Nevertheless, Napoleon’s efforts at mollifying the locals with his enlightened generosity and cultural sensitivity were (as with the Americans in Iraq) disappointing. Hatred seethed just beneath the surface; French soldiers could not travel outside of the city without being attacked by the locals. And then, on the first of August, Horatio Nelson and the British squadron that had failed to intercept the French flotilla sailing to Egypt launched a surprise attack on the French warships at anchor in Aboukir Bay and annihilated them. Napoleon’s Army of the Orient was trapped.
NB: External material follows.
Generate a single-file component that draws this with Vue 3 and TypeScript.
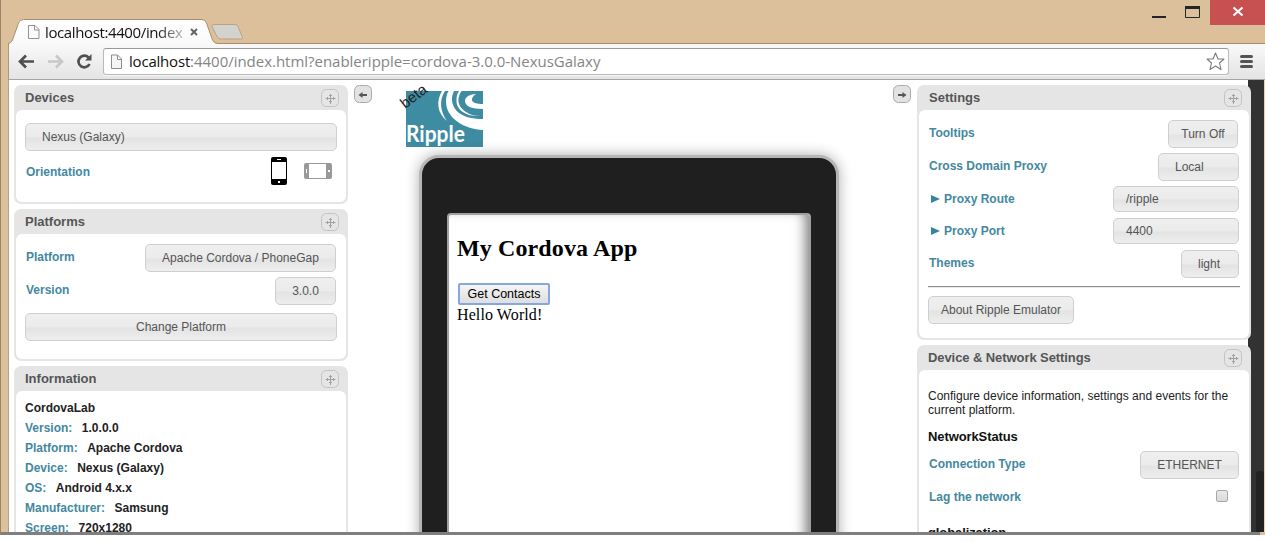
<script setup lang="ts">
interface InfoLine { label: string; value: string }

const info: InfoLine[] = [
  { label: 'Version:', value: '1.0.0.0' },
  { label: 'Platform:', value: 'Apache Cordova' },
  { label: 'Device:', value: 'Nexus (Galaxy)' },
  { label: 'OS:', value: 'Android 4.x.x' },
  { label: 'Manufacturer:', value: 'Samsung' },
  { label: 'Screen:', value: '720x1280' },
]
const moveIcon = 'M9.500 5V15M4.500 9.500H14.500M8 6.500H11M8 12.500H11M6.500 8V11M12.500 8V11'
</script>

<template>
  <div class="window">
    <header class="titlebar">
      <svg class="tabs" width="260" height="26" viewBox="0 0 260 26">
        <defs>
          <linearGradient id="tabfill" x1="0" y1="0" x2="0" y2="1">
            <stop offset="0" stop-color="#fff" /><stop offset="1" stop-color="#f9f9f9" />
          </linearGradient>
        </defs>
        <path d="M8.500 26V25L12 22L18.500 4Q20 .5 23.500 .5H202Q205 .5 206.500 4L212.500 21Q214 24.500 218 24.500V26Z" fill="url(#tabfill)" />
        <path d="M8.500 26V24.500Q11 24 12.500 21L18.500 4Q20 .5 23.500 .5H202Q205 .5 206.500 4L212.500 21Q214 24.500 218 24.500H260" fill="none" stroke="#a88e6e" />
        <path d="M213.500 5.500H235Q237 5.500 238 7.500L242.500 18.500Q243 20 241 20H221Q218 20 217 17.500L212 7.500Q211.500 5.500 213.500 5.500Z" fill="#d2d2ce" stroke="#bca27f" />
        <path d="M28.500 6.500H35L39 10.500V19.500H28.500ZM34.500 6.500V11H39" fill="#fafafa" stroke="#919191" />
        <path d="M191 10L197 16M197 10L191 16" stroke="#626262" stroke-width="1.900" />
      </svg>
      <span class="tabtext">localhost:4400/index</span>
      <svg class="winbtns" width="120" height="26" viewBox="0 0 120 26">
        <rect x="65" y="0" width="55" height="25" fill="#c75050" />
        <rect x="7" y="16" width="14" height="2" fill="#222628" />
        <path d="M40.500 7V17.500H54.500V7" fill="none" stroke="#222628" /><rect x="40" y="6" width="15" height="3" fill="#222628" />
        <path d="M88.500 7.500L97.500 15.500M97.500 7.500L88.500 15.500" stroke="#fff" stroke-width="2.100" />
      </svg>
    </header>

    <div class="toolbar">
      <svg class="nav" width="95" height="35" viewBox="0 0 95 35">
        <g fill="none" stroke-width="2.700">
          <path d="M26 17.500H12.500M18 11.500L12 17.500L18 23.500" stroke="#505050" />
          <path d="M40 17.500H53.500M48 11.500L54 17.500L48 23.500" stroke="#c8c8c8" />
          <path d="M80.500 13.500A5.800 5.800 0 1 0 81.500 20" stroke="#505050" />
        </g>
        <path d="M77 16.500H83.500V10Z" fill="#505050" />
      </svg>
      <div class="urlbox">
        <svg width="13" height="16" viewBox="0 0 13 16"><path d="M1.500 1H7.500L11.500 5V14.500H1.500ZM7.500 1V5.500H11.500" fill="#f5f5f5" stroke="#8d8d8d" /></svg>
        <span class="url"><b>localhost</b>:4400/index.html?enableripple=cordova-3.0.0-NexusGalaxy</span>
        <svg class="star" width="19" height="19" viewBox="0 0 19 19"><path d="M9.500 1L12 7H18L13.500 11L15 17.500L9.500 14L4 17.500L5.500 11L1 7H7Z" fill="#fff" stroke="#7c7c7c" stroke-width="1.100" stroke-linejoin="round" /></svg>
      </div>
      <svg class="menu" width="13" height="13" viewBox="0 0 13 13"><path d="M1.500 1.500H11.500M1.500 6.500H11.500M1.500 11.500H11.500" stroke="#555" stroke-width="3" stroke-linecap="round" /></svg>
    </div>

    <main class="page">
      <aside class="col left">
        <section class="panel devices">
          <h3>Devices<svg width="18" height="18" viewBox="0 0 18 18"><rect x=".5" y=".5" width="17" height="17" rx="5" /><path :d="moveIcon" /></svg></h3>
          <div class="body">
            <button class="btn wide lefttext">Nexus (Galaxy)</button>
            <div class="orient"><label>Orientation</label>
              <svg class="phone" width="16" height="28" viewBox="0 0 16 28"><rect width="16" height="28" rx="2" /><rect x="1" y="5" width="14" height="17" fill="#fff" /><path d="M6 2.500H10" stroke="#fff" /><rect x="7" y="24" width="2" height="2" fill="#fff" /></svg>
              <svg class="land" width="28" height="16" viewBox="0 0 28 16"><rect width="28" height="16" rx="2" fill="#999" /><rect x="5" y="1" width="17" height="14" fill="#fff" /><path d="M2.500 6V10" stroke="#fff" /><rect x="24" y="7" width="2" height="2" fill="#fff" /></svg>
            </div>
          </div>
        </section>
        <section class="panel platforms">
          <h3>Platforms<svg width="18" height="18" viewBox="0 0 18 18"><rect x=".5" y=".5" width="17" height="17" rx="5" /><path :d="moveIcon" /></svg></h3>
          <div class="body">
            <div class="row"><label>Platform</label><button class="btn w191">Apache Cordova / PhoneGap</button></div>
            <div class="row"><label>Version</label><button class="btn w61">3.0.0</button></div>
            <button class="btn wide change">Change Platform</button>
          </div>
        </section>
        <section class="panel information">
          <h3>Information<svg width="18" height="18" viewBox="0 0 18 18"><rect x=".5" y=".5" width="17" height="17" rx="5" /><path :d="moveIcon" /></svg></h3>
          <div class="body">
            <div class="line">CordovaLab</div>
            <div v-for="item in info" :key="item.label" class="line"><span>{{ item.label }}</span>{{ item.value }}</div>
          </div>
        </section>
      </aside>

      <div class="center">
        <svg class="arrow a-left" width="18" height="18" viewBox="0 0 18 18"><rect x=".5" y=".5" width="17" height="17" rx="5" /><path d="M13 10H6" /><path class="head" d="M4.500 10L8.500 7V13Z" /></svg>
        <svg class="arrow a-right" width="18" height="18" viewBox="0 0 18 18"><rect x=".5" y=".5" width="17" height="17" rx="5" /><path d="M5 10H12" /><path class="head" d="M13.500 10L9.500 7V13Z" /></svg>
        <svg class="logo" width="90" height="75" viewBox="0 0 90 75">
          <defs><clipPath id="logoclip"><rect x="8" y="16" width="77" height="56" /></clipPath></defs>
          <rect x="8" y="16" width="77" height="56" fill="#3e8ca1" />
          <g clip-path="url(#logoclip)" fill="#fff">
            <path d="M44 16H47C41 25 42 36 49 46C39 38 38 26 44 16Z" />
            <path d="M50.500 16H56C52 24 54 32 61 38C67 42.500 76 44 85 44V55C66 54 51 44 48.500 31C47.500 26 48 20 50.500 16Z" />
            <path d="M61 16H63.500C58 24 60 32 68 37C73 40 77 41 82 41C68 42 59 35 58.500 27C58.300 22 59 19 61 16Z" />
            <path d="M78 19C71 24 73 29 85 29V34C73 34 67 31 67 26C67 22 72 19 78 19Z" />
            <text x="8" y="67" textLength="59" lengthAdjust="spacingAndGlyphs" class="ripple">Ripple</text>
          </g>
          <text class="beta" transform="translate(7 34) rotate(-37)" textLength="29">beta</text>
        </svg>
        <div class="device">
          <div class="screen">
            <h2>My Cordova App</h2>
            <button class="contacts">Get Contacts</button>
            <p>Hello World!</p>
          </div>
        </div>
      </div>

      <aside class="col right">
        <section class="panel settings">
          <h3>Settings<svg width="18" height="18" viewBox="0 0 18 18"><rect x=".5" y=".5" width="17" height="17" rx="5" /><path :d="moveIcon" /></svg></h3>
          <div class="body">
            <div class="row tooltips"><label>Tooltips</label><button class="btn w70">Turn Off</button></div>
            <div class="row"><label>Cross Domain Proxy</label><button class="btn w81 lefttext">Local</button></div>
            <div class="row short"><label><svg width="10" height="8" viewBox="0 0 10 8"><path d="M1 0L10 4L1 8Z" fill="#36849b" /></svg>Proxy Route</label><button class="btn w126">/ripple</button></div>
            <div class="row short"><label><svg width="10" height="8" viewBox="0 0 10 8"><path d="M1 0L10 4L1 8Z" fill="#36849b" /></svg>Proxy Port</label><button class="btn w126">4400</button></div>
            <div class="row themes"><label>Themes</label><button class="btn w58">light</button></div>
            <hr>
            <button class="btn about">About Ripple Emulator</button>
          </div>
        </section>
        <section class="panel network">
          <h3>Device &amp; Network Settings<svg width="18" height="18" viewBox="0 0 18 18"><rect x=".5" y=".5" width="17" height="17" rx="5" /><path :d="moveIcon" /></svg></h3>
          <div class="body">
            <p>Configure device information, settings and events for the<br>current platform.</p>
            <h4>NetworkStatus</h4>
            <div class="row"><label>Connection Type</label><button class="btn w99">ETHERNET</button></div>
            <div class="row lag"><label>Lag the network</label><i class="check"></i></div>
            <h4 class="global">globalization</h4>
          </div>
        </section>
      </aside>
      <div class="scroll"><i></i></div>
    </main>
    <div class="bottomedge"></div>
  </div>
</template>

<style>
html, body { margin: 0; background: #fff; overflow: hidden; }
</style>
<style scoped>
* { box-sizing: border-box; }
.window { position: relative; width: 1265px; height: 535px; overflow: hidden; background: #dcbf9b; border-left: 1px solid #9c8269; font: 12px/14px "Liberation Sans", Arial, sans-serif; color: #222; }
.window svg { display: block; flex: none; }
.titlebar { position: relative; height: 44px; border-bottom: 1px solid #a88e6e; margin-left: 7px; }
.tabs { position: absolute; left: -8px; top: 19px; }
.tabtext { position: absolute; left: 37px; top: 21px; width: 138px; overflow: hidden; white-space: nowrap; font: 15px/22px "Open Sans", "Noto Sans", sans-serif; letter-spacing: -.38px; color: transparent; background: linear-gradient(90deg, #111 0 112px, #bbb 138px); background-clip: text; -webkit-background-clip: text; }
.winbtns { position: absolute; right: 0; top: 0; }
.toolbar { height: 36px; margin-left: 7px; display: flex; align-items: center; background: linear-gradient(#f9f9f9, #e4e4e4); border-bottom: 1px solid #a5a5a5; border-left: 1px solid #ad967a; }
.nav { margin-left: -1px; }
.urlbox { width: 1126px; height: 27px; margin-left: 0; border: 1px solid #b9b9b9; border-top-color: #999; border-radius: 3px; background: #fff; display: flex; align-items: center; padding-left: 6px; box-shadow: 0 1px #f7f7f7; }
.url { font: 15px/22px "Open Sans", "Noto Sans", sans-serif; letter-spacing: -.02px; color: #858585; margin-left: 6px; white-space: nowrap; position: relative; top: -1px; }
.url b { font-weight: 400; color: #111; letter-spacing: -.2px; }
.star { margin-left: auto; margin-right: 3px; }
.menu { margin-left: 11px; }
.page { position: relative; height: 452px; margin-left: 7px; background: #fff; border-left: 1px solid #b5a18a; display: flex; overflow: hidden; }
.col { width: 334px; flex: none; padding-top: 5px; position: relative; z-index: 1; }
.left { margin-left: 5px; }
.panel { background: #e5e5e5; border-radius: 7px; padding: 0 2px 2px; margin-bottom: 5px; }
.panel h3 { margin: 0; height: 25px; padding: 0 7px 0 9px; display: flex; align-items: center; justify-content: space-between; font: bold 13px/25px "Liberation Sans", Arial, sans-serif; color: #555; }
h3 svg { position: relative; top: .5px; fill: #e5e5e5; stroke: #c2c2c2; }
h3 svg path { fill: none; stroke: #a2a2a2; }
.settings h3 { padding-left: 10px; }
.network h3 { letter-spacing: -.08px; }
.body { background: #fff; border-radius: 6px; padding: 0 9px; }
.devices { height: 119px; } .devices .body { height: 92px; padding-top: 13px; }
.platforms { height: 152px; } .platforms .body { height: 125px; padding-top: 10px; }
.information { height: 230px; } .information .body { height: 203px; padding-top: 7px; }
.settings { height: 255px; } .settings .body { height: 228px; padding-top: 10px; }
.network { height: 230px; } .network .body { height: 203px; padding-top: 19px; }
.btn { height: 28px; border: 1px solid #cfcfcf; border-radius: 5px; padding: 0; background: linear-gradient(#efefef, #ebebeb 50%, #e3e3e3 54%, #eee); font: 12px/14px "Liberation Sans", Arial, sans-serif; color: #555; text-align: center; display: block; white-space: nowrap; }
.btn.wide { width: 312px; } .btn.lefttext { text-align: left; padding-left: 16px; }
.row { height: 28px; margin-bottom: 5px; display: flex; align-items: flex-start; justify-content: space-between; padding-left: 1px; padding-right: 1px; }
label { font-weight: bold; color: #4388a0; line-height: 26px; display: flex; align-items: center; }
.w191 { width: 191px; } .w61 { width: 61px; } .w70 { width: 70px; } .w81 { width: 81px; } .w58 { width: 58px; padding-right: 2px; } .w99 { width: 99px; }
.w126 { width: 126px; height: 26px; text-align: left; padding-left: 12px; }
.change { margin-top: 8px; }
.orient { display: flex; align-items: center; height: 28px; margin-top: 6px; padding-left: 1px; }
.orient label { line-height: 28px; padding-top: 2px; } .phone { margin-left: auto; } .land { margin-left: 17px; margin-right: 5px; }
.line { font-weight: bold; line-height: 20px; height: 20px; } .line span { color: #4388a0; margin-right: 9.500px; }
.center { position: relative; width: 569px; flex: none; }
.arrow { position: absolute; top: 5px; fill: #e2e2e2; stroke: #aaa; }
.arrow path { stroke: #555; stroke-width: 2; } .arrow .head { fill: #555; stroke: none; }
.a-left { left: 6px; } .a-right { left: 545px; }
.logo { position: absolute; left: 50px; top: -5px; overflow: visible; }
.ripple { font: bold 23px "Lato", sans-serif; }
.beta { font: 15px "Liberation Sans", Arial, sans-serif; fill: #222; }
.device { position: absolute; left: 71px; top: 75px; width: 420px; height: 480px; border: 3px solid #b6b6b6; border-radius: 20px; background: #1f1f1f; box-shadow: 0 0 14px rgba(0,0,0,.32); padding: 55px 25px 0; }
.screen { width: 364px; height: 430px; background: #fff; border: 2px solid #a0a0a0; border-radius: 4px; box-shadow: inset -10px 0 13px -7px rgba(0,0,0,.55); padding: 20px 8px; color: #000; font: 16px/19px "Liberation Serif", "Times New Roman", serif; }
.screen h2 { font-size: 24px; line-height: 27px; margin: 0; letter-spacing: .12px; }
.contacts { display: block; margin: 21px 0 0 1px; width: 92px; height: 22px; border: 2px solid #85a5e3; border-radius: 2px; background: linear-gradient(#f5f5f5, #dedede); padding: 0; font: 12.5px/14px "Liberation Sans", Arial, sans-serif; color: #000; white-space: nowrap; }
.screen p { margin: 0; letter-spacing: .1px; }
.right .row { padding-right: 1px; }
.right .tooltips { padding-right: 2px; }
.row.short { height: 26px; margin-bottom: 6px; } label svg { margin: 0 4px 0 1px; }
.themes { margin-bottom: 0; }
hr { border: 0; border-top: 1px solid #8e8e8e; border-bottom: 1px solid #e9e9e9; height: 2px; margin: 8px 0; }
.about { width: 146px; margin-top: 8px; }
.network p { margin: 0; } .network h4 { margin: 12px 0 6px; font: bold 13px/16px "Liberation Sans", Arial, sans-serif; letter-spacing: -.1px; color: #111; }
.row.lag { margin-bottom: 0; } .check { width: 12px; height: 12px; margin-top: 6px; margin-right: 11px; border: 1px solid #a9a9a9; border-radius: 2px; background: linear-gradient(#e9e9e9, #d9d9d9); }
.network .global { margin: 13px 0 0; }
.scroll { position: absolute; left: 1239px; right: 0; top: 0; bottom: 0; background: #323232; border-right: 1px solid #e2d2bf; }
.scroll i { position: absolute; width: 8px; left: 8px; top: 391px; bottom: 0; border-radius: 3px 3px 0 0; background: #222; }
.bottomedge { height: 3px; margin-left: -1px; width: 1260px; background: #7f7f7f; }
</style>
To make matters worse for the French, they soon found themselves isolated not only physically but diplomatically, too. By September, the Ottoman Sultan Selim III issued a “firman” calling for a Holy War against the infidel invaders and entered into an alliance with the British and the Porte’s traditional rival, Russia, in what has been called “one of the most improbable alliances in the history of international relations.” On 21 October the city of Cairo rose up in a revolt that Napoleon was just barely able to put down. Meanwhile, the remnants of Murad Bey’s Mameluke army lurked menacingly to the south. Catastrophe appeared inevitable.
Yet, against all odds, Napoleon held firm and began to successfully pacify the Delta. He dispatched one of his most able commanders, General Louis-Charles Desaix, with 3,000 men to chase Murad Bey up the Nile and out of Egypt, a 600-mile operation that Strathern calls “one of the most brilliantly conducted military campaigns of its times, [Desaix’s] generalship second only to that of his young commander-in-chief.”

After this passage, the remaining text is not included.